After running the code:

  1. Check deployment status. The getDeployment output should show a success status. If the status indicates failure, check whether the PolarDB data source is correctly registered in your DataWorks workspace.

  2. Verify in the DataWorks console. Open the data synchronization task in Data Development and confirm that the reader source now shows PolarDB instead of MySQL.

  3. Check the retroactive run. In Operation Center, find the task instance triggered by RunCycleDagNodes and verify that it completed successfully with data written to the MaxCompute destination table.

Troubleshooting

ListFiles returns empty results

The folder path or filename does not match any file in the specified workspace. Double-check the folderPath value (for example, Business Flow/Test Workflow/Data Integration/) and the filename.

UpdateDISyncTask fails

Possible causes:

  • The taskContent JSON is malformed.
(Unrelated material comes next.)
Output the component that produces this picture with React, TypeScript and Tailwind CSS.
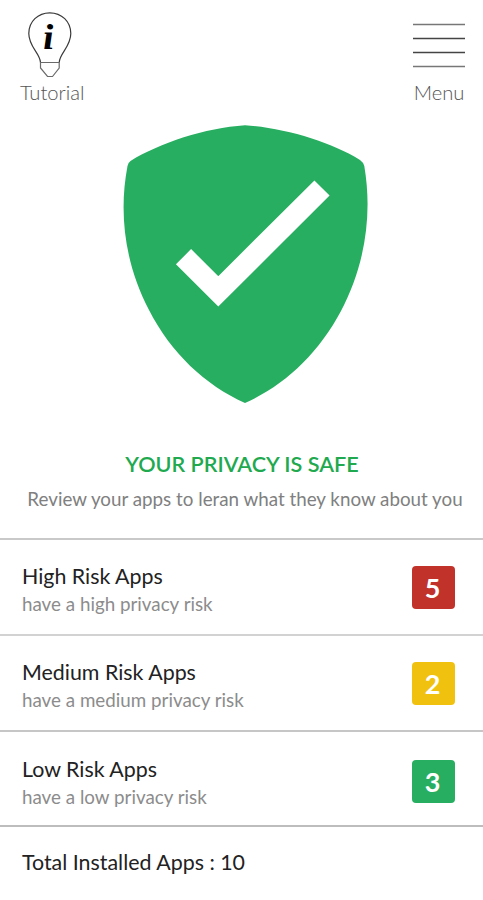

Validate the JSON before submitting.

  • The PolarDB data source name specified in modifyContent does not match a registered data source in the workspace.

  • The taskType is not set to DI_OFFLINE.

Deployment status shows failure

  • The submitted file may have validation errors. Open the task in the DataWorks console and check for error messages.

  • Make sure the PolarDB data source connectivity is working before deploying.

RunCycleDagNodes does not run

  • The startBizDate and endBizDate values must use the format yyyy-MM-dd HH:mm:ss.

  • Verify that the node exists in the PROD environment by checking the ListNodes response.

Usage notes

  • The projectId (1911L in the sample) must match your DataWorks workspace ID. Find this value in the DataWorks console on the Workspace Details page.

  • The Thread.sleep(10000) calls (10 seconds) are simple wait intervals. In production, poll GetDeployment in a loop until the status indicates completion or failure, rather than relying on fixed wait times.

  • Store your AccessKey ID and AccessKey secret securely. Do not hardcode credentials in source files. Use environment variables or a credentials provider instead.

  • The endpoint follows the pattern dataworks.{regionId}.aliyuncs.com. Replace {regionId} with the region of your workspace.